On Thu, Jun 27, 2019 at 12:02:52AM +0300, Niko Tyni wrote:
> For cross builds, the host architecture version of Config.pm needs to
> be on the Perl search path before the build architecture version one.
> However, we can't just point the build architecture Perl at the host
> architecture modules directory because any binary modules (for example
> Cwd) in there will not be functional.

This is similar to how Python 2.x does it. The directory to put on the
search path is /usr/lib/python2.7/plat-<archspecific>/ and the module to
import is called _sysconfigdata_nd.py there. I've also seen something
similar in the ruby world, but don't remember the details currently.
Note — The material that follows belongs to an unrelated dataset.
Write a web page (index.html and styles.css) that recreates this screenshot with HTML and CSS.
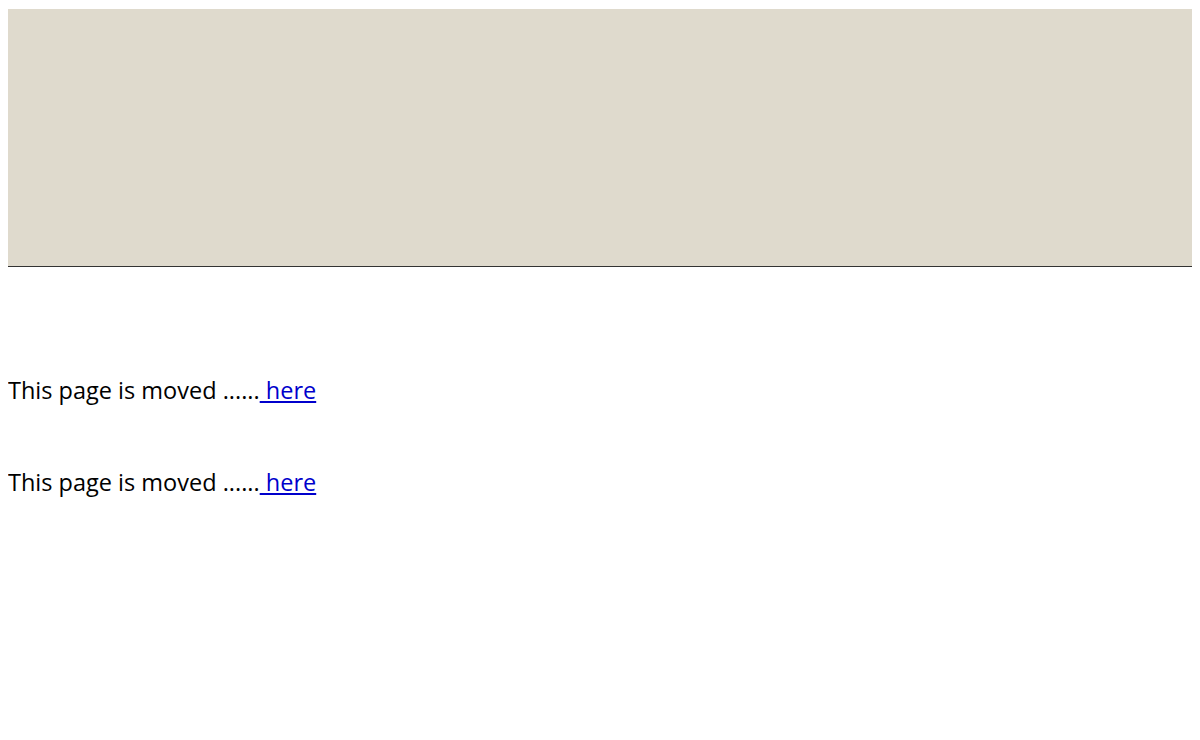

I'm
explaining this here, because I hope we can learn from them.

> So we need to ship a directory with just Config.pm and let the build
> architecture perl use the build architecture modules for all other
> tasks. Somewhat surprisingly this seemed to work, at least in my limited
> tests.

Exactly how Python 2.x does it. In 3.X, the module is on the standard
search path and has an architecture-dependent name. This approach has a
distinct advantage: You can import the module for two architectures
(e.g. build and host) simultaneously in theory. I haven't actually seen
anyone using this, so the current approach for perl is likely good
enough.

> One piece that I haven't got in place yet is how the cross build should
> pull in the host architecture libperl5.28 package (which contains
> /usr/lib/<arch>/perl/cross-config-5.28.1/ with Config.pm). We definitely
> don't want build dependencies with hardcoded Perl versions on the
> packages. I originally had libperl5.xx Provide perl-cross-config with
> the idea that builders could depend on that, but I see I've since moved
> that Provides entry to perl (along with others due to #899110). I think
> this move was probably wrong and made the perl-cross-config virtual
> package useless.

Again, let me compare this to the Python world. The config module is
shipped with libpythonX.Y-minimal (ignore the -minimal part), which is
similar to how perl does it. When packaging Python extensions, it was
common to Build-Depends: python-all-dev (or for one version python-dev).
For cross building we now have to replace that with libpython-all-dev,
python-all-dev:any and this is a pain. If we can fix this for perl
without updating each and every build dependency, that would be great.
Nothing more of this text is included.